« … Mais mon Dieu de quoi j’ai l’air Je sers à rien du tout Et qui peut dire dans cet enfer Ce qu’on attend de nous, j’avoue Ne plus savoir à quoi je sers Sans doute à rien du tout A présent je peux me taire Si tout devient dégoût… »
On les connaît par cœur… on peut les réciter, les enfiler, les prononcer. Elles ont des relents du cours de religion du secondaire : les questions existentielles. Elles font partie de nous, mais elles sont souvent reléguées aux oubliettes parce que sans réponses toutes faites, parce qu’elles nécessitent de longues réflexions qui peuvent nous emmener sur un chemin que l’on ne connaît pas bien et qui est tout sauf en ligne droite. Pour certains, elles font peur, pour d’autres, elles sont des tremplins qui les achemine vers des modes de pensée souvent insoupçonnés. Certaines personnes ne voient pas l’utilité de se les poser.
Mais aux fameux « Qui suis-je ? », « D’où viens-je ?», « Où vais-je ?» se greffent d’autres questions qui peuvent élever une structure spirituelle chez un être humain. On peut se moquer de moi lorsque j’affirme que certains textes de Mylène Farmer renferment des éléments spirituels assez marquants. Le texte en exergue en est une preuve. La question : « À quoi je sers ? » combine le « Qui suis-je ? » et le « Où vais-je » et amène l’importance du concept de l’utilité dans tout ce que l’humain peut produire en paroles et en gestes. Et devant toutes les choses souvent perçues comme laides et néfastes, quelles soient comportements ou événements, il y a lieu de se poser des questions. Dois-je subir ? Dois-je me poser en victime ? Dois-je continuer ? Dois-je baisser les bras ? Dois-je seulement assister à tout cela sans poser un geste ?
Les catastrophes et les situations inexplicables nous posent ces questions. On peut se demander « Pourquoi ? », « Qui blâmer ? », « Qu’attend-ton de moi ? ». Bref beaucoup de questions peu de réponses.
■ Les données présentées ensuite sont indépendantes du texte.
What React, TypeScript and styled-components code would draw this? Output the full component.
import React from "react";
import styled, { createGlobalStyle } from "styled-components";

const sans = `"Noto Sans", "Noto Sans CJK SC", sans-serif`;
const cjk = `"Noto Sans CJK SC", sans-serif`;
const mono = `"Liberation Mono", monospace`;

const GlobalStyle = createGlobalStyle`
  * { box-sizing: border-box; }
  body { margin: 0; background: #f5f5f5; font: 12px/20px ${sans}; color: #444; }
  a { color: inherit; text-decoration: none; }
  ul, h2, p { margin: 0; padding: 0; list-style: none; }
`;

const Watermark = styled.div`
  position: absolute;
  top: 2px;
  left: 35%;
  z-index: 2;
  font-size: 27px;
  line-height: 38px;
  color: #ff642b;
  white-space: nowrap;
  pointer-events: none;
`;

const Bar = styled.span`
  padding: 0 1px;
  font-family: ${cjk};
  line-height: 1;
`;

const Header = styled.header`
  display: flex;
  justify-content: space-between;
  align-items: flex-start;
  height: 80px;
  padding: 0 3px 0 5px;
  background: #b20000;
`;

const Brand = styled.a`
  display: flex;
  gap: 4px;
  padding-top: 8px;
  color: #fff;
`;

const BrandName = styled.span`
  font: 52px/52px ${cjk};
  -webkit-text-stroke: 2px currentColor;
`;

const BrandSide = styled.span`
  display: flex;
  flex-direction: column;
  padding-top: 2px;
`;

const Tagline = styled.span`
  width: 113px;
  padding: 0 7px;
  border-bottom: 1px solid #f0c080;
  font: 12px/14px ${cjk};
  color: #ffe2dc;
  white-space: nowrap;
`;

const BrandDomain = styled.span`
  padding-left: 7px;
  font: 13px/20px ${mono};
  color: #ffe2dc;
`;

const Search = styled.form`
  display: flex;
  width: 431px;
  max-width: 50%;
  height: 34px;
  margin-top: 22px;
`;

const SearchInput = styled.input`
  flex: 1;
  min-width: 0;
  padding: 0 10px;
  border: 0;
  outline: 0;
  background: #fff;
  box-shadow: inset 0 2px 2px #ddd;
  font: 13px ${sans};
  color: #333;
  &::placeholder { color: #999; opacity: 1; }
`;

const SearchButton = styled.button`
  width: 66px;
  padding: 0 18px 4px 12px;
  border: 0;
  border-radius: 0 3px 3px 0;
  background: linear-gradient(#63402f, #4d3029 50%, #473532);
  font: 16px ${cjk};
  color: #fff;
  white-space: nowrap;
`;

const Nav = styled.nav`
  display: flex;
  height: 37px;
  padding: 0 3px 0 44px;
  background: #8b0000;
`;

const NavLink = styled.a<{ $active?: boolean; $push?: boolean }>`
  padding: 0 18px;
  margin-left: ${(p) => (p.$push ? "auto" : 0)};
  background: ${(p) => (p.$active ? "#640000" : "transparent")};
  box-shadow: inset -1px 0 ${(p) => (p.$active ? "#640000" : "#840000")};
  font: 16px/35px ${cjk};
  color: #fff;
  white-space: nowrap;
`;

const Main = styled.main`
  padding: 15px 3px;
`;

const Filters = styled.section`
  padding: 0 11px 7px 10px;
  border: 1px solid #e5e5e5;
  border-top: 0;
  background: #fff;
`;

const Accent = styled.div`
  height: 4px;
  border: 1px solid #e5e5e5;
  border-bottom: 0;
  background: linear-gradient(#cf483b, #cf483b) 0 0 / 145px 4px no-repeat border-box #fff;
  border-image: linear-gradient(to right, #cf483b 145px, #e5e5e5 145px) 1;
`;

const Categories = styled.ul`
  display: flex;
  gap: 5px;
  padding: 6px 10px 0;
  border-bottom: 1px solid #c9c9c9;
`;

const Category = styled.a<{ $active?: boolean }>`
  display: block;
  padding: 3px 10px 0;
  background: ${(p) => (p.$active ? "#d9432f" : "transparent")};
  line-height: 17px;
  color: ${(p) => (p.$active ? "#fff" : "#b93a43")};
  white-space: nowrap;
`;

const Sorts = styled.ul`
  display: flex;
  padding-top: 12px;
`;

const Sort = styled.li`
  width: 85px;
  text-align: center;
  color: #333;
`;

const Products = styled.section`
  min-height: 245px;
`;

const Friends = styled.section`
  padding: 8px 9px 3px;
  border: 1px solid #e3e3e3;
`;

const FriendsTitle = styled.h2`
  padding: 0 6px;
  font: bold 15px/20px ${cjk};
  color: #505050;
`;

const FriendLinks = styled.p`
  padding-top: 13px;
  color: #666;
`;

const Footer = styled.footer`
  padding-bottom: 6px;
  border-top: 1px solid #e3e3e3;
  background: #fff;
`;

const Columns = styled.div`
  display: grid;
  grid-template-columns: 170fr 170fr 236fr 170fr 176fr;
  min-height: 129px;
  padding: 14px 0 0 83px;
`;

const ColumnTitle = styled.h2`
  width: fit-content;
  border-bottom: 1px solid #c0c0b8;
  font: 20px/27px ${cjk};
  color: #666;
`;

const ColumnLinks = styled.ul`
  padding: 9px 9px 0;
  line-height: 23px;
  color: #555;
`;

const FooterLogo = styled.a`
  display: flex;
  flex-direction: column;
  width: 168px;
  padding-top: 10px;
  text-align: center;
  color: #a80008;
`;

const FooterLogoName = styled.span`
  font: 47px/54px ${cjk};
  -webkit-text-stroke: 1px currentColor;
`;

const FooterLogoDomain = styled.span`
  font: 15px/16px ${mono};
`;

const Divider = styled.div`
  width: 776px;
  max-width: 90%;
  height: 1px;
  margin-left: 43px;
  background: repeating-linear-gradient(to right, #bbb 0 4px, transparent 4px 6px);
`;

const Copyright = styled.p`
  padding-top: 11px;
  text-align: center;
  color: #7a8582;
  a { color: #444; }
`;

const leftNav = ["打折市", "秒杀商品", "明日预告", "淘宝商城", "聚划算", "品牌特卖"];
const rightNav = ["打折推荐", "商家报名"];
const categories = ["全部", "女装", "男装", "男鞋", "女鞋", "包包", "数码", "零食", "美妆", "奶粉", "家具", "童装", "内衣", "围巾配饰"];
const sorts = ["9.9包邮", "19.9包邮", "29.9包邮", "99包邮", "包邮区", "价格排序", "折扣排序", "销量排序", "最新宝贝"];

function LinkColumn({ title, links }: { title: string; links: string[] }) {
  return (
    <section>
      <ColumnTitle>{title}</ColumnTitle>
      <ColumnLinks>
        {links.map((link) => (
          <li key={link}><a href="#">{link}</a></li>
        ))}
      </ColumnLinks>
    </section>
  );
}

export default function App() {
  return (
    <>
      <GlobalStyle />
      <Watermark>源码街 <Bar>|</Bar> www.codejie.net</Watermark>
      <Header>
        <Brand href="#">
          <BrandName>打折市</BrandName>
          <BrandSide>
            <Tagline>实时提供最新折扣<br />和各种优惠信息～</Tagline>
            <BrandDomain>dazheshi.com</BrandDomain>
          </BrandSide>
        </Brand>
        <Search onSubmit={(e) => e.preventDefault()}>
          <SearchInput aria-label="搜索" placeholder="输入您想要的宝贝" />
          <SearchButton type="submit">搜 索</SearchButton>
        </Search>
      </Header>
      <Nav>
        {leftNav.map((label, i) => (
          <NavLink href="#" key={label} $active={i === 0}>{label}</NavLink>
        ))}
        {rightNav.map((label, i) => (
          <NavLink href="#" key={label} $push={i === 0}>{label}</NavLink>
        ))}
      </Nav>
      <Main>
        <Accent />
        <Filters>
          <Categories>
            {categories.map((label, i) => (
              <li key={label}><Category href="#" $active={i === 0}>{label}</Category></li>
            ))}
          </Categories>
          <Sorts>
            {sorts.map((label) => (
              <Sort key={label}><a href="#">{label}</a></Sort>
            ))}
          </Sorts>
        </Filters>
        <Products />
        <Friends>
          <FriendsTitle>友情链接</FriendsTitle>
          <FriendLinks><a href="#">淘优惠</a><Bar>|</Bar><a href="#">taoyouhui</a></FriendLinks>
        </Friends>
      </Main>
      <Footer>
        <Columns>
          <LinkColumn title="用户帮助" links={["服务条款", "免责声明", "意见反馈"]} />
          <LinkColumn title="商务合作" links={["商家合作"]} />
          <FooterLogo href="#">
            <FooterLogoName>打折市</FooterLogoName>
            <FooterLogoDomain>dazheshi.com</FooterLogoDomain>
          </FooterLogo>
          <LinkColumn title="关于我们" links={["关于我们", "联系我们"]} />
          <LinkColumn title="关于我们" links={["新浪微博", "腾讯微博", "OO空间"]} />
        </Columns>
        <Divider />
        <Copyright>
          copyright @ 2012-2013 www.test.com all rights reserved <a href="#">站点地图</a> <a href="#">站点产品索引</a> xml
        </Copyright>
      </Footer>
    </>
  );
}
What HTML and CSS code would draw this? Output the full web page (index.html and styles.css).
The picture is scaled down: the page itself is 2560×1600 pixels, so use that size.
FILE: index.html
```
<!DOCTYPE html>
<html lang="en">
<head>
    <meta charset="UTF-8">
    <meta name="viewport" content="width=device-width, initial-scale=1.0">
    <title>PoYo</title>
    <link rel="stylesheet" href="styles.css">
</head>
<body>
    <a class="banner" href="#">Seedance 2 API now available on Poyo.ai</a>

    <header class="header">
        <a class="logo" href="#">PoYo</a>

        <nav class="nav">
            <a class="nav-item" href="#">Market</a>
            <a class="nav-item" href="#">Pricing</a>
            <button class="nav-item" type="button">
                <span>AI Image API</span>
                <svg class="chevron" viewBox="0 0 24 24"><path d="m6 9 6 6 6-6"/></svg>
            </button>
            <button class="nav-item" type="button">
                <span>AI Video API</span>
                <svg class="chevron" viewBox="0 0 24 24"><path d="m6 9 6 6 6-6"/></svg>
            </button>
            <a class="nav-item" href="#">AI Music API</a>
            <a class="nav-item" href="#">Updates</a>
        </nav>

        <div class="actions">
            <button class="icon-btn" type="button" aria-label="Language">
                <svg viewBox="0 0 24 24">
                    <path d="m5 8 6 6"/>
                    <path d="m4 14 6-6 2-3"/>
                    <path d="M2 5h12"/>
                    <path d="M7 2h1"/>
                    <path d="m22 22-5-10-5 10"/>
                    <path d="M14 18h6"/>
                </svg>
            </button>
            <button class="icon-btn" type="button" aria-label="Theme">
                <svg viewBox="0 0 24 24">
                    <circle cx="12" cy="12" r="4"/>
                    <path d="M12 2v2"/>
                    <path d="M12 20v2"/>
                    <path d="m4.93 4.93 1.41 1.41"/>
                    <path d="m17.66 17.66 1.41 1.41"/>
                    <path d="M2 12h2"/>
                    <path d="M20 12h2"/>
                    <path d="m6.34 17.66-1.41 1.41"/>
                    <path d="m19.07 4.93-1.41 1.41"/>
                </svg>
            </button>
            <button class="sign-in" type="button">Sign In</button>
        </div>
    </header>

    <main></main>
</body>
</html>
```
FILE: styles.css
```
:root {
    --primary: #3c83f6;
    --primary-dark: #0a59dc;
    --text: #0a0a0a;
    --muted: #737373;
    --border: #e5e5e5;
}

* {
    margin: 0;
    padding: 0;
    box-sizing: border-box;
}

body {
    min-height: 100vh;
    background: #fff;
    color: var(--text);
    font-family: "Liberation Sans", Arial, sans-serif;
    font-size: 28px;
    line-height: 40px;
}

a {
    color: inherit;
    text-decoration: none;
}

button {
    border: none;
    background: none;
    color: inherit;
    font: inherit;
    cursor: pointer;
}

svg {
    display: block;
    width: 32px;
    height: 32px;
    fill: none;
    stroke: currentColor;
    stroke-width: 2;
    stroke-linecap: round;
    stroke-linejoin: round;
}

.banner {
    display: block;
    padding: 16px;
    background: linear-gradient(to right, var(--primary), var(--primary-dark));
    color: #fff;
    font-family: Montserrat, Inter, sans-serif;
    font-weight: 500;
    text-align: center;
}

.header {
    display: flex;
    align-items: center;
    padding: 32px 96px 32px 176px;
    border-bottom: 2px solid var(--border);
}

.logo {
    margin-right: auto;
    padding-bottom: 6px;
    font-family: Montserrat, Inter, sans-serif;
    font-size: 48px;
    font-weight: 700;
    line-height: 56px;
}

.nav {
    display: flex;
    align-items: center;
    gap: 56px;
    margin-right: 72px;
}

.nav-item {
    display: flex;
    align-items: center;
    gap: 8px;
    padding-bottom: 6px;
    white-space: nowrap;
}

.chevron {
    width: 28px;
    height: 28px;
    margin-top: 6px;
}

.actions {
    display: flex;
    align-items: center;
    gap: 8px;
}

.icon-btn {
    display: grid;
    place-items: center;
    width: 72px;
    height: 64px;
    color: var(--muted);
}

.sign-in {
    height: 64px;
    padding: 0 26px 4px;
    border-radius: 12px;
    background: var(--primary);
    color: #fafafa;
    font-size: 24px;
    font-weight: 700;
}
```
C’est pourtant sur ces questionnements que les systèmes religieux se sont bâtis. Sans une science qui vient expliquer à coup de théories (ces théories peuvent se montrer aussi farfelues que celles élaborées par des systèmes religieux) l’homme primitif, qui voit la foudre tomber sur un arbre, a pu se demander d’où venait une telle puissance. De fil en aiguille, l’idée d’une force plus grande que nature, d’un Tout-Autre, d’un créateur (ou plusieurs) a germée. Ces déités ont pris diverses formes, on leur a attribué des traits de caractère (aimant, vengeurs etc), des pouvoirs, des caractéristiques… bref ça ressemble bien à toute la clique des super héros de MARVEL comics. L’homme s’est donné cet outil pour apporter un sens à ce qu’il était incapable d’expliquer par la pensée, par la raison. Un bon outil certes, mais qui doit être utilisé selon son utilité… comme pour tous les outils. Sans une bonne dose de doute et de remise en question, on plafonne. On peut même devenir dangereux, voire fanatique. Le danger de tout ceci, c’est la réponse toute faite qui édicte le code de conduite à suivre. Tout ça peut facilement devenir « l’enfer » dont parle Farmer dans son texte. Ce « mal » qui peut amener le dégoût, l’amertume, la désillusion et plonger l’être humain dans une « angoisse philosophique face au mystère de sa destiné. »*
L’esprit de la chanson de Mylène se rapproche beaucoup de la deuxième partie du livre de Qohéleth ou l’Ecclésiaste d’où est tiré le célèbre : « Vanité des vanités… tout est vanité. ». Ce livre pose lui-aussi des questions fondamentales sur l’existence humaine… L’homme peut-il échapper â l’absurdité de son existence ? N’en reste-t-il que la nausée d’un échec total ? Vivons-nous entre le suicide et l’appétit de jouissance ?
Casse-tête parmi les casse-tête, ces questions méritent pourtant qu’on s’y attarde, on peut peut-être arriver à esquisser des amorces de réponses qui pourront nous guider dans une évolution spirituelle qui aide l’être humain à se positionner face à différents aspects de sa vie. Même si souvent, on peut se tromper.
*La phrases en italique sont tirées de l’introduction au livre de Qohéleth de la Traduction œcuménique de la Bible.